The disorder
Clinical features
The story is the diagnosis: dizziness and a drop in hearing that begin at a definable moment — a dive, a heave, a blow — and that flare with pressure and sound.
The cardinal features
Symptoms usually start around a trigger and include hearing loss in one ear, ringing and fullness, and dizziness — often worse with straining, coughing or loud sounds. Tap each feature below.
The cluster is: onset after a precipitant; fluctuating or progressive sensorineural hearing loss with tinnitus and fullness; vertigo and disequilibrium; and pressure/sound sensitivity (a positive fistula test, Hennebert or Tullio).1
The most discriminating element is the temporal link to a trigger, often with a “pop” at the moment of injury. Symptoms are otherwise non-specific and overlap heavily with Ménière’s — which is exactly why the diagnosis is so contested.2
The fistula test
Applying pressure to the ear canal can provoke vertigo and a slow eye deviation — a positive fistula test (Hennebert sign). Try it:
The same pressure/sound sensitivity occurs in superior canal dehiscence, so a positive test is suggestive, not diagnostic.
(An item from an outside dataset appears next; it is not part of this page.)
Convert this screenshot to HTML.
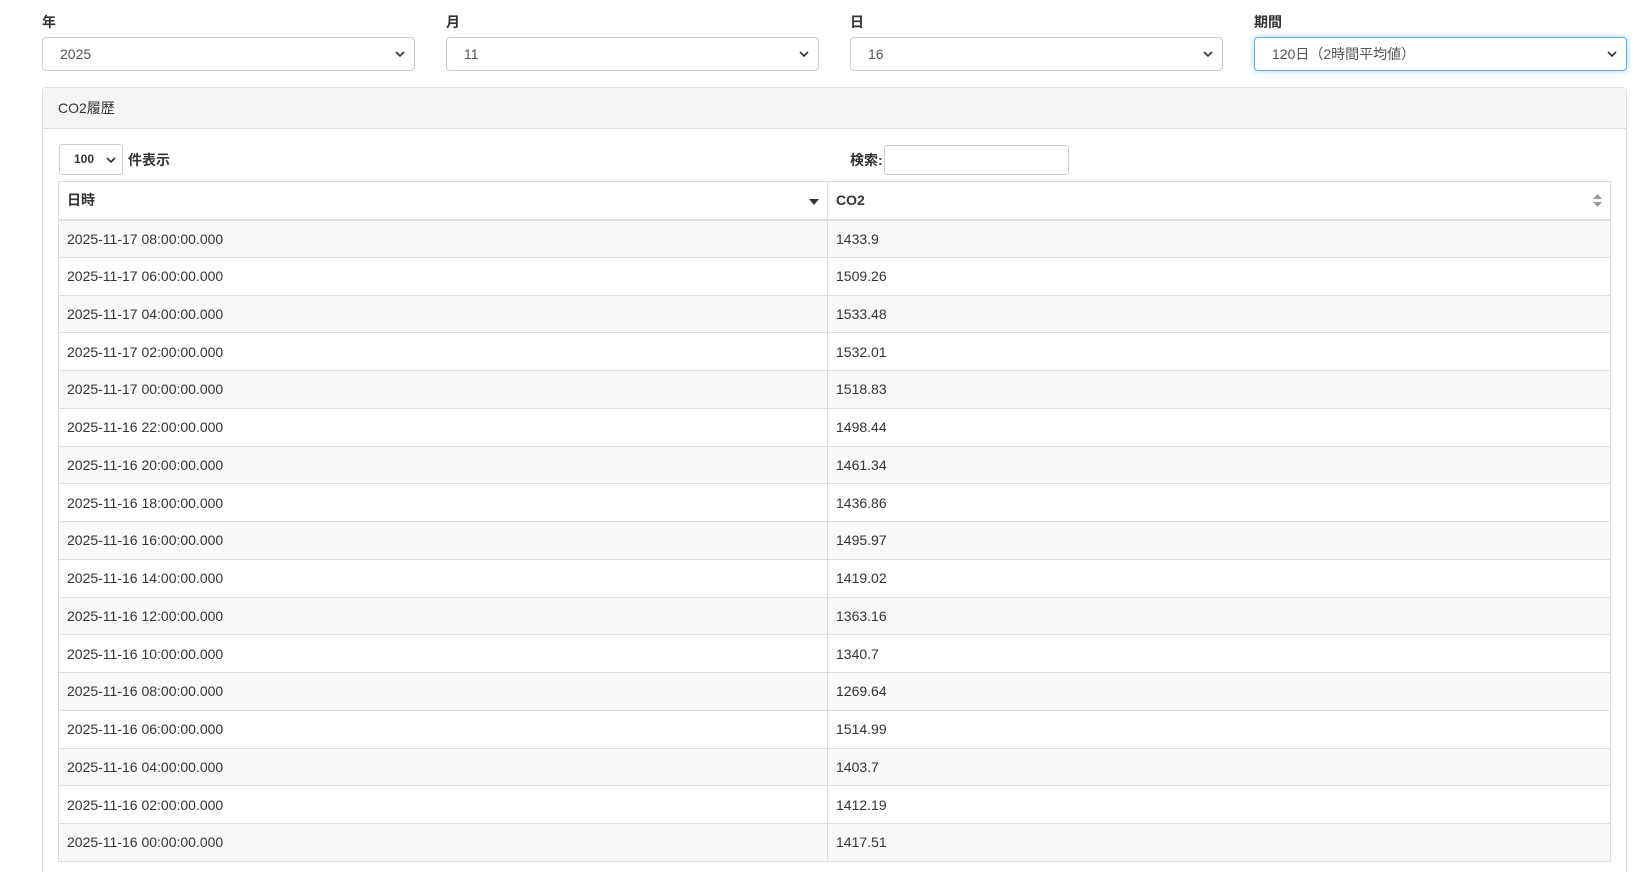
<!DOCTYPE html>
<html><head><meta charset="utf-8"><style>
*{box-sizing:border-box;margin:0;padding:0}
html{overflow:hidden;height:872px}
body{width:1650px;height:872px;overflow:hidden;background:#fff;font-family:"Liberation Sans","Noto Sans CJK JP",sans-serif;font-size:14px;color:#333;position:relative}
.lbl{position:absolute;top:12px;font-weight:bold;font-size:14px}
.sel{position:absolute;top:37px;width:373px;height:34px;border:1px solid #ccc;border-radius:4px;padding-left:17px;line-height:32px;color:#555;font-size:14px}
.sel svg{position:absolute;right:9px;top:13px}
.sel.f{border-color:#66afe9;box-shadow:0 0 6px rgba(102,175,233,.6)}
.card{position:absolute;left:42px;top:87px;width:1585px;height:790px;border:1px solid #ddd;border-radius:4px}
.ch{height:41px;background:#f5f5f5;border-bottom:1px solid #ddd;padding-left:15px;line-height:40px;font-size:14px}
table{position:absolute;left:15px;top:93px;width:1553px;border-collapse:collapse}
th,td{border:1px solid #ddd;text-align:left;padding:0 8px;height:37.75px}
th{height:38px;border-bottom:2px solid #ddd;font-weight:bold;position:relative}
tr:nth-child(even) td{background:#f9f9f9}
</style></head><body>
<div class="lbl" style="left:42px">年</div>
<div class="lbl" style="left:446px">月</div>
<div class="lbl" style="left:850px">日</div>
<div class="lbl" style="left:1254px">期間</div>
<div class="sel" style="left:42px">2025<svg width="10" height="7"><path d="M1 1l4 4 4-4" stroke="#333" stroke-width="1.6" fill="none"/></svg></div>
<div class="sel" style="left:446px">11<svg width="10" height="7"><path d="M1 1l4 4 4-4" stroke="#333" stroke-width="1.6" fill="none"/></svg></div>
<div class="sel" style="left:850px">16<svg width="10" height="7"><path d="M1 1l4 4 4-4" stroke="#333" stroke-width="1.6" fill="none"/></svg></div>
<div class="sel f" style="left:1254px">120日（2時間平均値）<svg width="10" height="7"><path d="M1 1l4 4 4-4" stroke="#333" stroke-width="1.6" fill="none"/></svg></div>
<div class="card">
<div class="ch">CO2履歴</div>
<div style="position:absolute;left:16px;top:56px;width:64px;height:31px;border:1px solid #ccc;border-radius:3px;font-size:12px;font-weight:bold;line-height:29px;padding-left:14px">100<svg style="position:absolute;right:6px;top:12px" width="10" height="7"><path d="M1 1l4 4 4-4" stroke="#333" stroke-width="1.6" fill="none"/></svg></div>
<div style="position:absolute;left:85px;top:62px;font-weight:bold">件表示</div>
<div style="position:absolute;left:807px;top:62px;font-weight:bold">検索:</div>
<div style="position:absolute;left:841px;top:57px;width:185px;height:30px;border:1px solid #ccc;border-radius:3px"></div>
<table>
<tr><th style="width:769px">日時<svg style="position:absolute;right:8px;top:17px" width="10" height="6"><path d="M0 0h10L5 6z" fill="#333"/></svg></th><th>CO2<svg style="position:absolute;right:8px;top:12px" width="9" height="13"><path d="M0 5h9L4.5 0zM0 8h9L4.5 13z" fill="#999"/></svg></th></tr>
<tr><td>2025-11-17 08:00:00.000</td><td>1433.9</td></tr>
<tr><td>2025-11-17 06:00:00.000</td><td>1509.26</td></tr>
<tr><td>2025-11-17 04:00:00.000</td><td>1533.48</td></tr>
<tr><td>2025-11-17 02:00:00.000</td><td>1532.01</td></tr>
<tr><td>2025-11-17 00:00:00.000</td><td>1518.83</td></tr>
<tr><td>2025-11-16 22:00:00.000</td><td>1498.44</td></tr>
<tr><td>2025-11-16 20:00:00.000</td><td>1461.34</td></tr>
<tr><td>2025-11-16 18:00:00.000</td><td>1436.86</td></tr>
<tr><td>2025-11-16 16:00:00.000</td><td>1495.97</td></tr>
<tr><td>2025-11-16 14:00:00.000</td><td>1419.02</td></tr>
<tr><td>2025-11-16 12:00:00.000</td><td>1363.16</td></tr>
<tr><td>2025-11-16 10:00:00.000</td><td>1340.7</td></tr>
<tr><td>2025-11-16 08:00:00.000</td><td>1269.64</td></tr>
<tr><td>2025-11-16 06:00:00.000</td><td>1514.99</td></tr>
<tr><td>2025-11-16 04:00:00.000</td><td>1403.7</td></tr>
<tr><td>2025-11-16 02:00:00.000</td><td>1412.19</td></tr>
<tr><td>2025-11-16 00:00:00.000</td><td>1417.51</td></tr>
</table>
</div>
</body></html>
For how the evoked eye movements are seen and classified, see Nystagmus.
Key points
- Onset around a trigger (barotrauma, strain, trauma, surgery) is the most useful clue.
- Fluctuating/progressive SNHL with tinnitus and fullness, plus vertigo and disequilibrium.
- Pressure/sound sensitivity (fistula test, Hennebert, Tullio) — suggestive but not specific.
- Symptoms overlap heavily with Ménière’s disease.